WORK TO DO »
Return the material word for word. Do not include pictures.

DATA EXCERPT »
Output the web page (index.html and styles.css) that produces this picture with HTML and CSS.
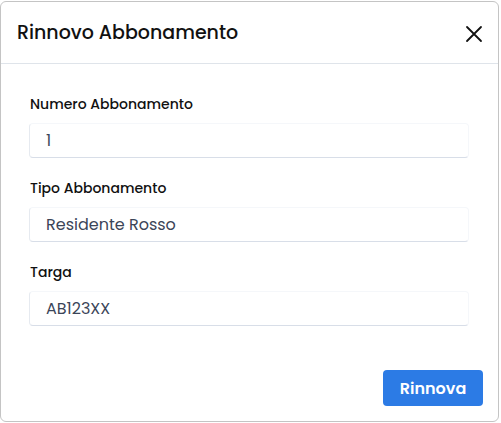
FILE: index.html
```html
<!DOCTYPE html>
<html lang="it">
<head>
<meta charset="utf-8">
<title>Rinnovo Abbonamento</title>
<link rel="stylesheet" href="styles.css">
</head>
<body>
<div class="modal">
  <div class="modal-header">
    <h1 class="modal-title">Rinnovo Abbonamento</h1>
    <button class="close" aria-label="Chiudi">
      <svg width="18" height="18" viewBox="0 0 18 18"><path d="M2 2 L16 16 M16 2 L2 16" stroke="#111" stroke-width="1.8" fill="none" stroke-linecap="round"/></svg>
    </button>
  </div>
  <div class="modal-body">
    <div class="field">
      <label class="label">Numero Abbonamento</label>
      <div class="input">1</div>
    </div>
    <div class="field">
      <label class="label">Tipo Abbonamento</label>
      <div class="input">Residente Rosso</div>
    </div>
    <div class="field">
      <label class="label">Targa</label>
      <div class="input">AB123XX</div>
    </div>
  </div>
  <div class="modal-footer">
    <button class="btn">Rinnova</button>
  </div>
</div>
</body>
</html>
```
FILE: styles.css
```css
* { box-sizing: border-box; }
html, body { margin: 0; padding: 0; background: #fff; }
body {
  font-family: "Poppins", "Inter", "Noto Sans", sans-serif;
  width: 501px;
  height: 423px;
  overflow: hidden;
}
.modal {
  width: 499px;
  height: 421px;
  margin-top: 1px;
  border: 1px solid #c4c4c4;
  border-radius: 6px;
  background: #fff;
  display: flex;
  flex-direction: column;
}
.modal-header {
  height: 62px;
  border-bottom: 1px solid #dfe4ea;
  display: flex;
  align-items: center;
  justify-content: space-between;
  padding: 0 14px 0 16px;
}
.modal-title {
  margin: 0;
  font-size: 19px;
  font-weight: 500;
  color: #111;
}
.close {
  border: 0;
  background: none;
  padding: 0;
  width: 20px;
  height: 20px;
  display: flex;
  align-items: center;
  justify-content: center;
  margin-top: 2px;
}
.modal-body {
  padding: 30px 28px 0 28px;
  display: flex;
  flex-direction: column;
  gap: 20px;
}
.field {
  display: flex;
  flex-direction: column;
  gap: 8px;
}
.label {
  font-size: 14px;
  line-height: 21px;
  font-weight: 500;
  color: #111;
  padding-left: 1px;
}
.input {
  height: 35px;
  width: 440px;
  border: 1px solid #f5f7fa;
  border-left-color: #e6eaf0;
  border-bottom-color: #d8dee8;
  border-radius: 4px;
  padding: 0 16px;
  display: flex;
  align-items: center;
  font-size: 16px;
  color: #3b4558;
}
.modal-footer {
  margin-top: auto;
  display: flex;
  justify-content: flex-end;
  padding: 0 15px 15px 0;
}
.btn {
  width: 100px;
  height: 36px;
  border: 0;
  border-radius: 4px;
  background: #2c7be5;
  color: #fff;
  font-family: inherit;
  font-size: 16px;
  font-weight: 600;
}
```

TASK ANSWER »
Output the web page (index.html and styles.css) that produces this picture with HTML and CSS.
FILE: index.html
```html
<!DOCTYPE html>
<html lang="it">
<head>
<meta charset="utf-8">
<title>Rinnovo Abbonamento</title>
<link rel="stylesheet" href="styles.css">
</head>
<body>
<div class="modal">
  <div class="modal-header">
    <h1 class="modal-title">Rinnovo Abbonamento</h1>
    <button class="close" aria-label="Chiudi">
      <svg width="18" height="18" viewBox="0 0 18 18"><path d="M2 2 L16 16 M16 2 L2 16" stroke="#111" stroke-width="1.8" fill="none" stroke-linecap="round"/></svg>
    </button>
  </div>
  <div class="modal-body">
    <div class="field">
      <label class="label">Numero Abbonamento</label>
      <div class="input">1</div>
    </div>
    <div class="field">
      <label class="label">Tipo Abbonamento</label>
      <div class="input">Residente Rosso</div>
    </div>
    <div class="field">
      <label class="label">Targa</label>
      <div class="input">AB123XX</div>
    </div>
  </div>
  <div class="modal-footer">
    <button class="btn">Rinnova</button>
  </div>
</div>
</body>
</html>
```
FILE: styles.css
```css
* { box-sizing: border-box; }
html, body { margin: 0; padding: 0; background: #fff; }
body {
  font-family: "Poppins", "Inter", "Noto Sans", sans-serif;
  width: 501px;
  height: 423px;
  overflow: hidden;
}
.modal {
  width: 499px;
  height: 421px;
  margin-top: 1px;
  border: 1px solid #c4c4c4;
  border-radius: 6px;
  background: #fff;
  display: flex;
  flex-direction: column;
}
.modal-header {
  height: 62px;
  border-bottom: 1px solid #dfe4ea;
  display: flex;
  align-items: center;
  justify-content: space-between;
  padding: 0 14px 0 16px;
}
.modal-title {
  margin: 0;
  font-size: 19px;
  font-weight: 500;
  color: #111;
}
.close {
  border: 0;
  background: none;
  padding: 0;
  width: 20px;
  height: 20px;
  display: flex;
  align-items: center;
  justify-content: center;
  margin-top: 2px;
}
.modal-body {
  padding: 30px 28px 0 28px;
  display: flex;
  flex-direction: column;
  gap: 20px;
}
.field {
  display: flex;
  flex-direction: column;
  gap: 8px;
}
.label {
  font-size: 14px;
  line-height: 21px;
  font-weight: 500;
  color: #111;
  padding-left: 1px;
}
.input {
  height: 35px;
  width: 440px;
  border: 1px solid #f5f7fa;
  border-left-color: #e6eaf0;
  border-bottom-color: #d8dee8;
  border-radius: 4px;
  padding: 0 16px;
  display: flex;
  align-items: center;
  font-size: 16px;
  color: #3b4558;
}
.modal-footer {
  margin-top: auto;
  display: flex;
  justify-content: flex-end;
  padding: 0 15px 15px 0;
}
.btn {
  width: 100px;
  height: 36px;
  border: 0;
  border-radius: 4px;
  background: #2c7be5;
  color: #fff;
  font-family: inherit;
  font-size: 16px;
  font-weight: 600;
}
```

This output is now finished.